TNF promotes the inflammatory response, which, in turn, causes many of the clinical problems associated with autoimmune disorders such as rheumatoid arthritis, ankylosing spondylitis, inflammatory bowel disease, psoriasis, hidradenitis suppurativa and refractory asthma. These disorders are sometimes treated by using a TNF inhibitor. This inhibition can be achieved with a monoclonal antibody such as infliximab (Remicade) binding directly to TNF, adalimumab (Humira), certolizumab pegol (Cimzia) or with a decoy circulating receptor fusion protein such as etanercept (Enbrel) which binds to TNF with greater affinity than the TNFR.[76]

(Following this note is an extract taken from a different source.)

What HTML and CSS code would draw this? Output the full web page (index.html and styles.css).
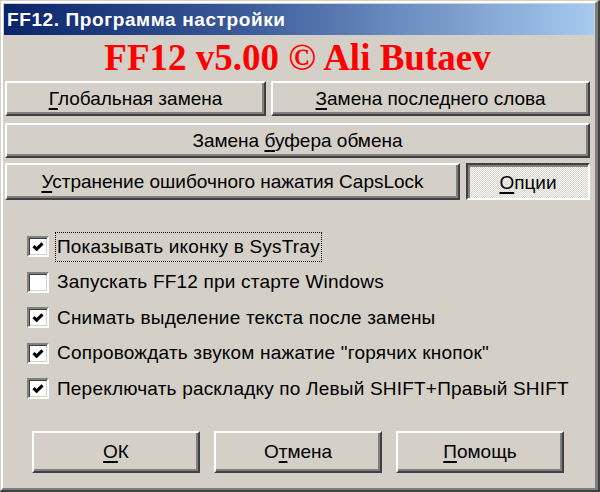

On the other hand, some patients treated with TNF inhibitors develop an aggravation of their disease or new onset of autoimmunity. TNF seems to have an immunosuppressive facet as well. One explanation for a possible mechanism is this observation that TNF has a positive effect on regulatory T cells (Tregs), due to its binding to the tumor necrosis factor receptor 2 (TNFR2).[77]

Anti-TNF therapy has shown only modest effects in cancer therapy. Treatment of renal cell carcinoma with infliximab resulted in prolonged disease stabilization in certain patients. Etanercept was tested for treating patients with breast cancer and ovarian cancer showing prolonged disease stabilization in certain patients via downregulation of IL-6 and CCL2. On the other hand, adding infliximab or etanercept to gemcitabine for treating patients with advanced pancreatic cancer was not associated with differences in efficacy when compared with placebo.[78]


TNF has been shown to interact with TNFRSF1A.[79][80]


Because LTα is no longer referred to as TNFβ,[81] TNFα, as the previous gene symbol, is now simply called TNF, as shown in HGNC (HUGO Gene Nomenclature Committee) database.